QComp: A QSAR-Based Data Completion Framework for Drug Discovery
This work addresses data sparsity and integration issues in drug discovery, offering incremental improvements for researchers in pharmaceutical development.
The paper tackled the challenge of integrating evolving experimental data in drug discovery by developing QComp, a QSAR-based data completion framework, which enhanced prediction accuracy across tasks and guided optimal experiment sequencing by quantifying uncertainty reduction.
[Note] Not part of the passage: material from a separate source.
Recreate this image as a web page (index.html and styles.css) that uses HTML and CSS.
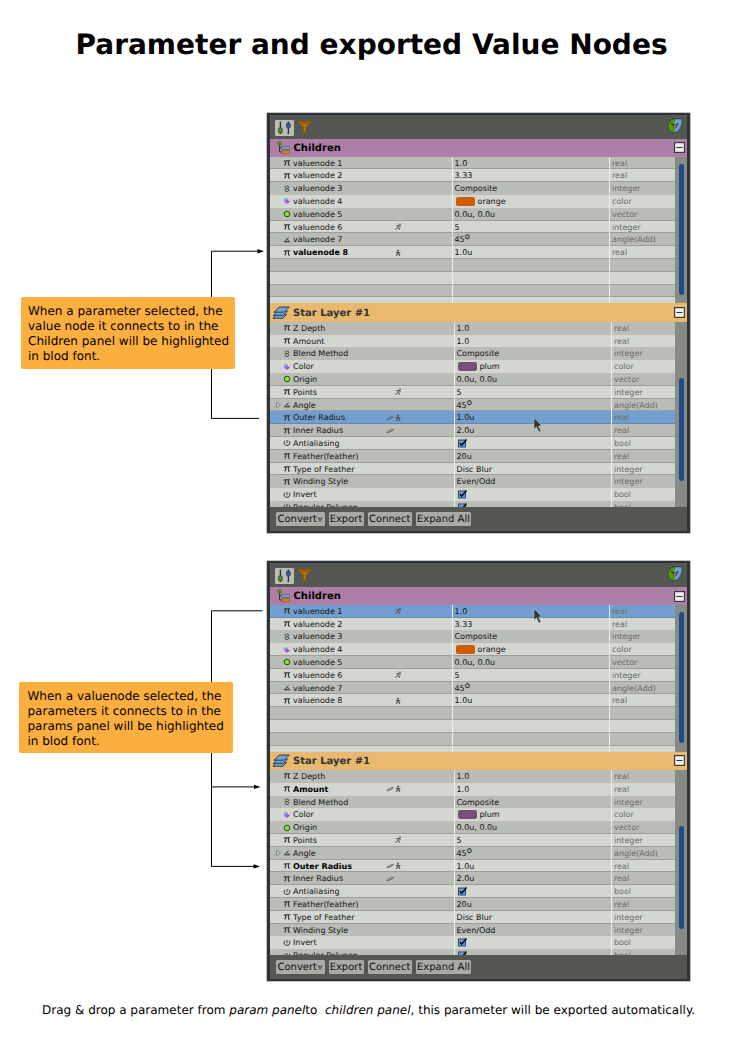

In drug discovery, in vitro and in vivo experiments reveal biochemical activities related to the efficacy and toxicity of compounds. The experimental data accumulate into massive, ever-evolving, and sparse datasets. Quantitative Structure-Activity Relationship (QSAR) models, which predict biochemical activities using only the structural information of compounds, face challenges in integrating the evolving experimental data as studies progress. We develop QSAR-Complete (QComp), a data completion framework to address this issue. Based on pre-existing QSAR models, QComp utilizes the correlation inherent in experimental data to enhance prediction accuracy across various tasks. Moreover, QComp emerges as a promising tool for guiding the optimal sequence of experiments by quantifying the reduction in statistical uncertainty for specific endpoints, thereby aiding in rational decision-making throughout the drug discovery process.